— START Data section —

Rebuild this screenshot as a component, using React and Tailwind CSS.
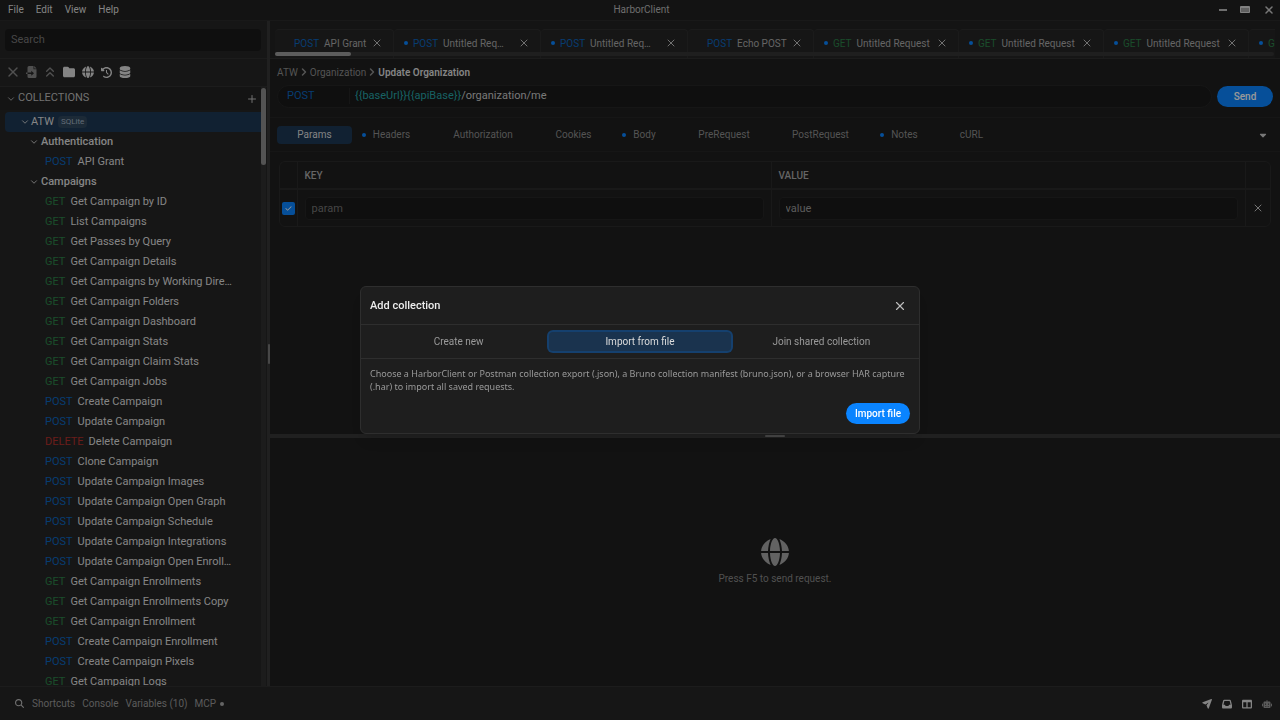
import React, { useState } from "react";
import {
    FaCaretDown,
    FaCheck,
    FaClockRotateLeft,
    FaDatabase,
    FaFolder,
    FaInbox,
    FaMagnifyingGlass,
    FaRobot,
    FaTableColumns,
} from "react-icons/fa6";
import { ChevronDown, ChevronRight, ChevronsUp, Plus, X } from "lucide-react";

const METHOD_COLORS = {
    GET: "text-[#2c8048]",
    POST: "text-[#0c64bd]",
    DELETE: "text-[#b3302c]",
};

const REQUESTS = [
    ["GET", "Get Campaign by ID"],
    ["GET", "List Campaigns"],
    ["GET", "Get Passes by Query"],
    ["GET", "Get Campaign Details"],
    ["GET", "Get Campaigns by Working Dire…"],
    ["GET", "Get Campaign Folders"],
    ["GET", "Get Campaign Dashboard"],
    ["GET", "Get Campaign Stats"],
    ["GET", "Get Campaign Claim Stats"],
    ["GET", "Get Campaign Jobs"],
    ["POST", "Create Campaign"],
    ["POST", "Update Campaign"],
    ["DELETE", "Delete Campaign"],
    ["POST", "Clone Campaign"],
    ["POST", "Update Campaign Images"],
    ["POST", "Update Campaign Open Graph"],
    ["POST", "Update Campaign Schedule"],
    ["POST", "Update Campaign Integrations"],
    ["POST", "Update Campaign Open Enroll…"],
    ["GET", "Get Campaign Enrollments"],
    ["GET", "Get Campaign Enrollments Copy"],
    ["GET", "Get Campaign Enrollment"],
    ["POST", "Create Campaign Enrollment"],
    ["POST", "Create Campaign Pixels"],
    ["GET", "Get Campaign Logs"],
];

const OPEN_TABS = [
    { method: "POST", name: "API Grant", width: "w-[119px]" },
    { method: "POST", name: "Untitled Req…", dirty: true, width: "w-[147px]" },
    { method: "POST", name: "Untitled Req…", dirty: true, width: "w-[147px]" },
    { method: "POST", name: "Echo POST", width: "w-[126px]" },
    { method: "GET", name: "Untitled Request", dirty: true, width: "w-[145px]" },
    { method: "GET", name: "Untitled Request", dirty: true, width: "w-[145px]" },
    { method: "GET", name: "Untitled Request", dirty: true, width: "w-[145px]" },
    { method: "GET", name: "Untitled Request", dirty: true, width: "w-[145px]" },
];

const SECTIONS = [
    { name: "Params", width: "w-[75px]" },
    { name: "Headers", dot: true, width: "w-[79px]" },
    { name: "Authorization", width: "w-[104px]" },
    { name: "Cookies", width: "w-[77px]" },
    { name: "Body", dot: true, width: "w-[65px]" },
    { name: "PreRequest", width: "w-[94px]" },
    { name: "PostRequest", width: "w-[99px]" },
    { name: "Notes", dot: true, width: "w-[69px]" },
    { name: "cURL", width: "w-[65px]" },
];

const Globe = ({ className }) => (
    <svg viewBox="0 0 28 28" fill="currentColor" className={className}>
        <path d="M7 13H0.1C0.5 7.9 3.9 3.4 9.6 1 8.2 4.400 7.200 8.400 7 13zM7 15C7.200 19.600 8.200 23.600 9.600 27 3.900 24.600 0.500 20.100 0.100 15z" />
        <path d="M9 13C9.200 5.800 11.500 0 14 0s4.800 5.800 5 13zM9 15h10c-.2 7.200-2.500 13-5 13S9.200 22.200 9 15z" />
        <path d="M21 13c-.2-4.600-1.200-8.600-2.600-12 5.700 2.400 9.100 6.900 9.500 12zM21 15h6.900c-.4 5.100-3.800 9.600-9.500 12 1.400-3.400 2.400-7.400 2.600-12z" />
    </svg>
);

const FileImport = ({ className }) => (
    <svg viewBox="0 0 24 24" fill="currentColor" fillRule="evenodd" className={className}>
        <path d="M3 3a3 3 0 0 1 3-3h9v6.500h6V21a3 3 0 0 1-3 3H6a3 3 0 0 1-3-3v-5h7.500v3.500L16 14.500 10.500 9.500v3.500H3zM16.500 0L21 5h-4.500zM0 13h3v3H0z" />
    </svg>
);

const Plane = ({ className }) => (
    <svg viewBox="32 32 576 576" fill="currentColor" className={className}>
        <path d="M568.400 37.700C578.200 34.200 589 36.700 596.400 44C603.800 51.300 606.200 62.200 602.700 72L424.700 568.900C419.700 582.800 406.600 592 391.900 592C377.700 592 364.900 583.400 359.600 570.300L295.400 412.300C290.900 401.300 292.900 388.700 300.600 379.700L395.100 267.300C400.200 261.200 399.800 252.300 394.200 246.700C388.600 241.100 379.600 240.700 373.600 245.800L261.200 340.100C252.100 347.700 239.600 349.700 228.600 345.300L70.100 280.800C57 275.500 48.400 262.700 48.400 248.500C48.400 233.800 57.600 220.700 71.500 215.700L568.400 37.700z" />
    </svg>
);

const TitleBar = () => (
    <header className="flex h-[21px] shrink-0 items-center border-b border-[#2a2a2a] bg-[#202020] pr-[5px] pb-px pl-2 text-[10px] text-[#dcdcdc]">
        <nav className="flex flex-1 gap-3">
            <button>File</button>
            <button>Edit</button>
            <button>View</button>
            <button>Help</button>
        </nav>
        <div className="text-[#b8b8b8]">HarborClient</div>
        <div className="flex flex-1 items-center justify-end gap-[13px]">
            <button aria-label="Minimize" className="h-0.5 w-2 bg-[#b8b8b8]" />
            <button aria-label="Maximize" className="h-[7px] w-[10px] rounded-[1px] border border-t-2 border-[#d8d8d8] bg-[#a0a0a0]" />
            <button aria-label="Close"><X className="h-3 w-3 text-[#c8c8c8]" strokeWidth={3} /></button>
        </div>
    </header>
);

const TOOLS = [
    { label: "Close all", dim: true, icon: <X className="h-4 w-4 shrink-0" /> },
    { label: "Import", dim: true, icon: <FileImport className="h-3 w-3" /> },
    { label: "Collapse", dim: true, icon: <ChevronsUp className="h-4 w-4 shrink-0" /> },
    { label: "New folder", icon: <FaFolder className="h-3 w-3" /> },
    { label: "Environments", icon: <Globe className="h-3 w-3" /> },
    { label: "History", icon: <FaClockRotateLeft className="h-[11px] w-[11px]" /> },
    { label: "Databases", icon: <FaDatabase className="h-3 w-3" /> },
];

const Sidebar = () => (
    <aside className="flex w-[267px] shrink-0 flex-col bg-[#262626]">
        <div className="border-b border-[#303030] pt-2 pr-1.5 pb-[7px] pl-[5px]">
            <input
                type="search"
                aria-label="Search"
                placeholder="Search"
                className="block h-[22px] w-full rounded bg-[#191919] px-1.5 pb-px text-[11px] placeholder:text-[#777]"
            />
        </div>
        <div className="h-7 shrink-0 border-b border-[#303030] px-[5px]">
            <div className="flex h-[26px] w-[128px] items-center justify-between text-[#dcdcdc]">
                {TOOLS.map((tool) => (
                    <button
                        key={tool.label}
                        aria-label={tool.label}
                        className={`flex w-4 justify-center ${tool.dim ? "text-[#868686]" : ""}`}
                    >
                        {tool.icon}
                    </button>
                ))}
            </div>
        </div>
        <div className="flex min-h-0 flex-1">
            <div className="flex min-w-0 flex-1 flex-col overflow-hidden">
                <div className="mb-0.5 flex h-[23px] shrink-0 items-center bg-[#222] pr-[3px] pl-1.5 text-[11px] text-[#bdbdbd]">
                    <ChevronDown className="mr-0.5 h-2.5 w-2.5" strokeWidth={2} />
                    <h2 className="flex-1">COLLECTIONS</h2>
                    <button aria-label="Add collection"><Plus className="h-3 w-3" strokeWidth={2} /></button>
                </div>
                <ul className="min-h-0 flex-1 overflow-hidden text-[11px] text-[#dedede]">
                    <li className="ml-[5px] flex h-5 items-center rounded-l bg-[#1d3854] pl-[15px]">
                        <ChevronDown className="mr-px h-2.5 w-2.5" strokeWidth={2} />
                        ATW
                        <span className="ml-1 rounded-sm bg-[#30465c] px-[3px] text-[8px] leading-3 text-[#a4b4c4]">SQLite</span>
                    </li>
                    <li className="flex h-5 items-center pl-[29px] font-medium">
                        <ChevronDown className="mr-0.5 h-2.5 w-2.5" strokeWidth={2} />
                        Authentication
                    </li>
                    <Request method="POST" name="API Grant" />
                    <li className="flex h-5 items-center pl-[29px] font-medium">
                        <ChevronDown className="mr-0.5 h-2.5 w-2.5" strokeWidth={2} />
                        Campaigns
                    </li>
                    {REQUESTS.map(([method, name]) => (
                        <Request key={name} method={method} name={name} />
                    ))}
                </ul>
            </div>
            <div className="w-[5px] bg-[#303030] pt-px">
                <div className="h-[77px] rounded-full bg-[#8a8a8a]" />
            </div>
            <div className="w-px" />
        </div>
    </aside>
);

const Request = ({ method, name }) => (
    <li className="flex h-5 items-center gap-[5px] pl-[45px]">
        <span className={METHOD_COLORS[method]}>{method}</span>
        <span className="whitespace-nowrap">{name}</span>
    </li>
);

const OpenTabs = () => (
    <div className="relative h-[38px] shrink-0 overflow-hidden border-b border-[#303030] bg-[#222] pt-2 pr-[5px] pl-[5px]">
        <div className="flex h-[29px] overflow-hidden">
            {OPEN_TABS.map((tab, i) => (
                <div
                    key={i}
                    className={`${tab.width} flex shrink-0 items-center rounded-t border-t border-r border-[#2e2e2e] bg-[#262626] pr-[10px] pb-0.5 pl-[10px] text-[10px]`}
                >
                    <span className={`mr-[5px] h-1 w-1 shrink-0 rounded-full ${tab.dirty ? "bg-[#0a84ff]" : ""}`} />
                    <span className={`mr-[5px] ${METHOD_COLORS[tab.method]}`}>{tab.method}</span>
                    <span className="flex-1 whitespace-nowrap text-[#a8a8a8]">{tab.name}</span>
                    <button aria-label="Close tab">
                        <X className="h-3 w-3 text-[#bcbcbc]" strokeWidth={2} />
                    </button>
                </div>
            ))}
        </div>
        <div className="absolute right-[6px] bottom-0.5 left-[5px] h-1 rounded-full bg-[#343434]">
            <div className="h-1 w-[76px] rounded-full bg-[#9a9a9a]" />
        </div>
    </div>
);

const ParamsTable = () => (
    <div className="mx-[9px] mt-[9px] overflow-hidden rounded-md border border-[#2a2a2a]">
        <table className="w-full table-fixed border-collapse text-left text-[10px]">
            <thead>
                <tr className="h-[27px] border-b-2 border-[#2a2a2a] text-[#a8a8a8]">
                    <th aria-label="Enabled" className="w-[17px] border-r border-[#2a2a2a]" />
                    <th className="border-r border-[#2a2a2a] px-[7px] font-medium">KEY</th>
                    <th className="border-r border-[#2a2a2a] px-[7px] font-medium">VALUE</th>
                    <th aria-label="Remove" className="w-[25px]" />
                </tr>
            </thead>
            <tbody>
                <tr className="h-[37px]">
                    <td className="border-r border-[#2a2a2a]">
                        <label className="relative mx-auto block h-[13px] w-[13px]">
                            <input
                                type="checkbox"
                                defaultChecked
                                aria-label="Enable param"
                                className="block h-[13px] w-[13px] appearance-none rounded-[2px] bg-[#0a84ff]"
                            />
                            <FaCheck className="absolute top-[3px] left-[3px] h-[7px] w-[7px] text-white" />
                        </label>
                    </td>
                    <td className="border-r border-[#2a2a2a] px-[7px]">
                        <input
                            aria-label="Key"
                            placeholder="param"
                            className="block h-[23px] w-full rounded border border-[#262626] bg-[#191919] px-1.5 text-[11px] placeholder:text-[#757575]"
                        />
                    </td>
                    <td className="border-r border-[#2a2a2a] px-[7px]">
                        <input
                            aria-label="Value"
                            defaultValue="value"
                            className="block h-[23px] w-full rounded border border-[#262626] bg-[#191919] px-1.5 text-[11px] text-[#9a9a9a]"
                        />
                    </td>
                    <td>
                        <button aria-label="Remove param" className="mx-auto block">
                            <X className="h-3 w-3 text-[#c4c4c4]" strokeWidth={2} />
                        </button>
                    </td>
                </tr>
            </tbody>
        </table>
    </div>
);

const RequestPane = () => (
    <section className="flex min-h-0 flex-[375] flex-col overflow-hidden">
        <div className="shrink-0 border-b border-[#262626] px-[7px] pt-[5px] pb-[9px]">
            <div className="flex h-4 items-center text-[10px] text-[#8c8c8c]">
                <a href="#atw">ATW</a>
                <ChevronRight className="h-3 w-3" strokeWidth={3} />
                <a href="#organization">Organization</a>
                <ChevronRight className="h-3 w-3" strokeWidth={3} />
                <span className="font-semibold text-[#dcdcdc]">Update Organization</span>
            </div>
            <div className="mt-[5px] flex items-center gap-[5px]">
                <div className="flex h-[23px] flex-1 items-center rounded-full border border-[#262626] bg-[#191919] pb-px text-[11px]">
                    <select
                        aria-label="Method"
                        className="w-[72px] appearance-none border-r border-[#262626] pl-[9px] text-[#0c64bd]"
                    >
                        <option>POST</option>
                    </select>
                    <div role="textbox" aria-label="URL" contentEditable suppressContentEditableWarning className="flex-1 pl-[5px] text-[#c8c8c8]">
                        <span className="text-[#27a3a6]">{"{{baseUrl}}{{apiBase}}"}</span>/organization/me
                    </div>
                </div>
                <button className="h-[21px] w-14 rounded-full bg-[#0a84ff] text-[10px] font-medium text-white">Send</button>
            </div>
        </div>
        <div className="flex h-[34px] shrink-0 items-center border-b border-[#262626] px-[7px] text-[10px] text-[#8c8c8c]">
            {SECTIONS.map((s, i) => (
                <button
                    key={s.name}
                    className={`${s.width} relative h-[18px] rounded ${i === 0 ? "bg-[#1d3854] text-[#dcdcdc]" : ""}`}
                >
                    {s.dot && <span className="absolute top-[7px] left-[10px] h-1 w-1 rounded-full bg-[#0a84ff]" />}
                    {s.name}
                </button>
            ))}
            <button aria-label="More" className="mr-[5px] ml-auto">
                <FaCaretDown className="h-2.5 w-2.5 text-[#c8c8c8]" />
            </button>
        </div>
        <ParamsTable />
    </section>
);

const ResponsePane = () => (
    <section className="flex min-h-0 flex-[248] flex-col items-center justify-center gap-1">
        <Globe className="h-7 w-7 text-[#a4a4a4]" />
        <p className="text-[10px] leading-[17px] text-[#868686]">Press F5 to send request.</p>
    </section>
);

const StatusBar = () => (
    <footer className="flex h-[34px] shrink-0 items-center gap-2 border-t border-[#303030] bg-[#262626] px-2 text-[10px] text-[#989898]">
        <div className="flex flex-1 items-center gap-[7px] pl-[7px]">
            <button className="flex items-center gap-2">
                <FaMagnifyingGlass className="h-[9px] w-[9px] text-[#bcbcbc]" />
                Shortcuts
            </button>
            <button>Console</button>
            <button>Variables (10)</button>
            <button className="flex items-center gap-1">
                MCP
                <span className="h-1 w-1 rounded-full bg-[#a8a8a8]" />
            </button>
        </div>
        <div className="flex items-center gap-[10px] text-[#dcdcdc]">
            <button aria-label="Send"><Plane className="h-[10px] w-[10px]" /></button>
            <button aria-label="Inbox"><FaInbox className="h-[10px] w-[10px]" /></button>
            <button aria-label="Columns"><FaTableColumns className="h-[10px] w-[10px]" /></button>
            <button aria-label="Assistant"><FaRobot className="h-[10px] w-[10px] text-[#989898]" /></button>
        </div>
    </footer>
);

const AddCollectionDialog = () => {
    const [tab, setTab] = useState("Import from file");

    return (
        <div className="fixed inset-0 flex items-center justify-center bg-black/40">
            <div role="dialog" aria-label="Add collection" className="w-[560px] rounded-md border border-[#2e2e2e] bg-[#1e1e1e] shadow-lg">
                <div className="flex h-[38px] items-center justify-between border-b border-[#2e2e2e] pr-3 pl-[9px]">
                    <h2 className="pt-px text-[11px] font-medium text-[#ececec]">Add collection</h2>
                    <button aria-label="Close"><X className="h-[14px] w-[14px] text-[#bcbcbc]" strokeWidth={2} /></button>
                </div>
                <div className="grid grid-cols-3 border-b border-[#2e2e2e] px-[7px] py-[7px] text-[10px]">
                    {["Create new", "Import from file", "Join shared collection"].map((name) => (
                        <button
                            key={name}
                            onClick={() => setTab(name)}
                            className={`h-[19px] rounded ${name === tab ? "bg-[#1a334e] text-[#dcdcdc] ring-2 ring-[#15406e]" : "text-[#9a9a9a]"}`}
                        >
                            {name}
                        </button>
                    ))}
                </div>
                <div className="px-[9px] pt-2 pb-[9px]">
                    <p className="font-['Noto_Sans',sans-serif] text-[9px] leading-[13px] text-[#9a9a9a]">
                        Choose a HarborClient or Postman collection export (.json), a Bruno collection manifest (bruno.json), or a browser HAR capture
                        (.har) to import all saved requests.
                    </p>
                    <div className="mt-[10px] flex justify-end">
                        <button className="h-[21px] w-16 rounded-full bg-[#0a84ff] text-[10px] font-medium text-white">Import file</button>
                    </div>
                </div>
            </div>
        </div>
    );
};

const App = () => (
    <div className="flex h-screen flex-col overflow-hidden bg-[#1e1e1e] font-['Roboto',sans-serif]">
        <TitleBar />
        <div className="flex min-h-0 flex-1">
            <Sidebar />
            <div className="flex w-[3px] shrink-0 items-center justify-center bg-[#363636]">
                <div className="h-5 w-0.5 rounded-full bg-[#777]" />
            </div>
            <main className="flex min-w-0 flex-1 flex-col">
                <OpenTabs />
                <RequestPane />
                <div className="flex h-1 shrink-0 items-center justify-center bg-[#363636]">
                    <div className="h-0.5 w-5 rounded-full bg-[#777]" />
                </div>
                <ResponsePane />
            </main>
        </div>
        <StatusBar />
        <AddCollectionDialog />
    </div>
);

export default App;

— END Data section —

_Instructions for the task:_
Your task is to restate word for word the lines from the top of the data to the line containing "ChevronsUp, Plus, X", both ends included, with every picture left out.

_Complete answer:_
Rebuild this screenshot as a component, using React and Tailwind CSS.
import React, { useState } from "react";
import {
    FaCaretDown,
    FaCheck,
    FaClockRotateLeft,
    FaDatabase,
    FaFolder,
    FaInbox,
    FaMagnifyingGlass,
    FaRobot,
    FaTableColumns,
} from "react-icons/fa6";
import { ChevronDown, ChevronRight, ChevronsUp, Plus, X } from "lucide-react";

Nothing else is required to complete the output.